Rest & Reset — a five-night autonomic nervous system reset built around nature, meditation, and nutrition
Optimal Well-Being — a performance-forward program incorporating WHOOP data, assessments, and targeted bodywork
Guided Wellness for One — individual consultations in nutrition, movement, and lifestyle habits

These offerings assume independence, agency, and the desire to optimize one’s life—not merely to escape it.

A Reframing of Travel Identity

The resort’s language gestures toward shifting social identities. Terms like “Me-Moon” articulate a reality many single adults already practice: traveling alone as an act of self-regulation, not self-consolation. While the release included a “Solorette” concept aimed at pre-wedding solo time, the dominant signal here is not bridal—it’s behavioral.

What Sensei is validating is the idea that solitude has utility: for burnout recovery, for discipline-building, for deep rest, and for uninterrupted pleasure.

Solo Travel Moves From Niche to Segment

The timing is not accidental.
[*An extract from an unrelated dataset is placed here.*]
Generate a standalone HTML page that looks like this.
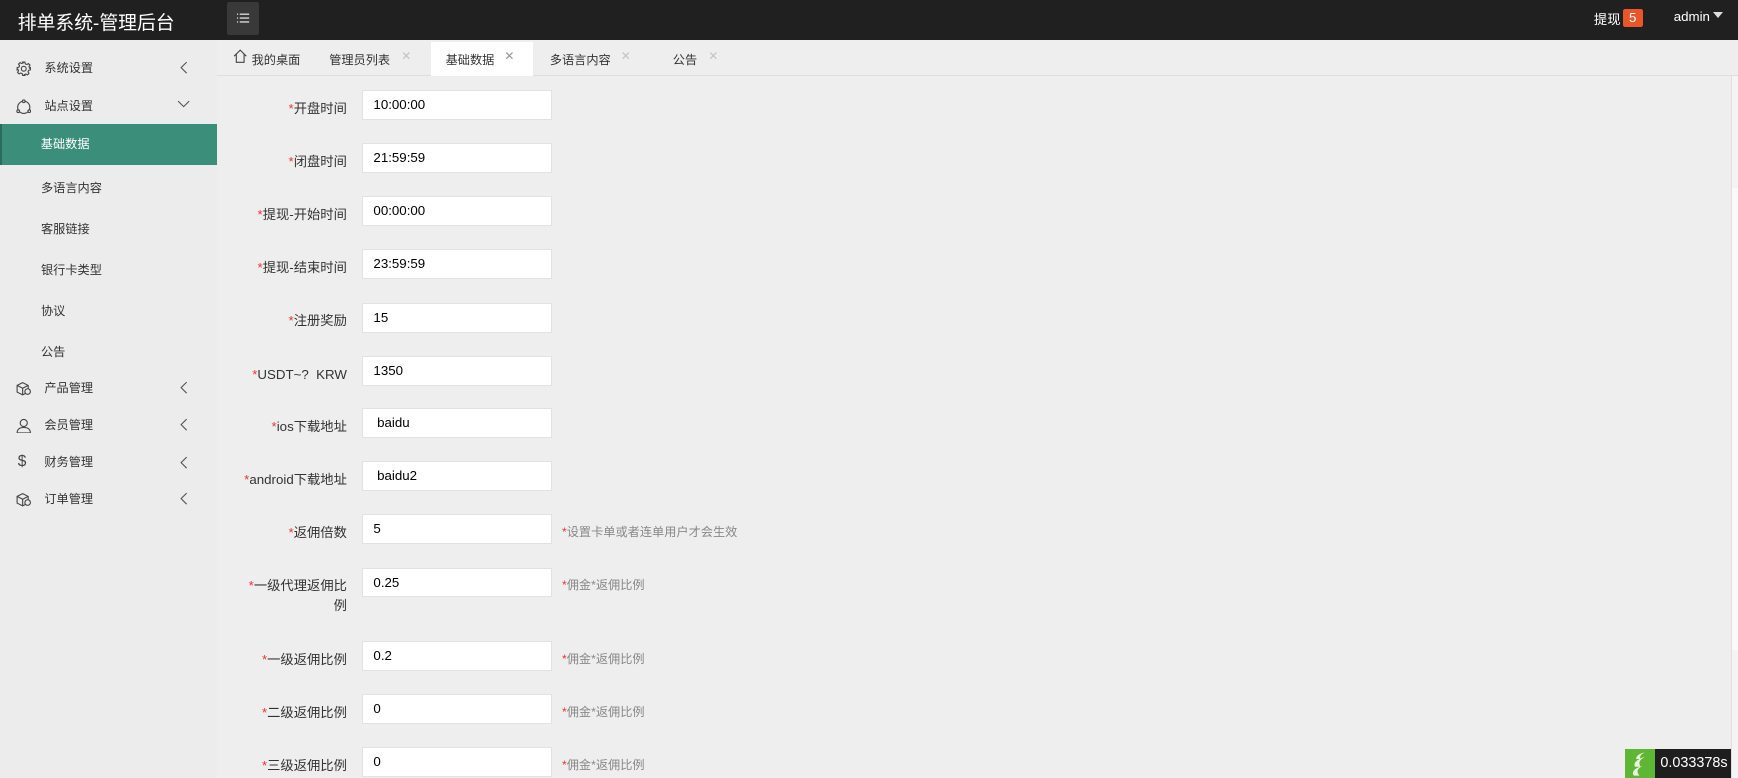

Industry data from 2024–2026 showed solo travel booking growth across luxury, wellness, and adventure categories, particularly among women and Gen X professionals. Search trends reinforce the split between intentions:

• “solo travel deals” — price/transaction intent
• “solo wellness retreat” — identity + lifestyle intent
• “solo travel 2026” — planning + seasonal intent

Four Seasons is positioning squarely in the latter two, where margins are higher and demand is less seasonal.

The Solo Economy Arrives at the High End

The broader Solo Economy—once relegated to dating apps and niche travel blogs—is now a serious commercial vertical. Premium brands entering the space indicate that single adults are no longer seen as transitional consumers but as long-term customers with full-stack spending power across travel, wellness, money, and lifestyle.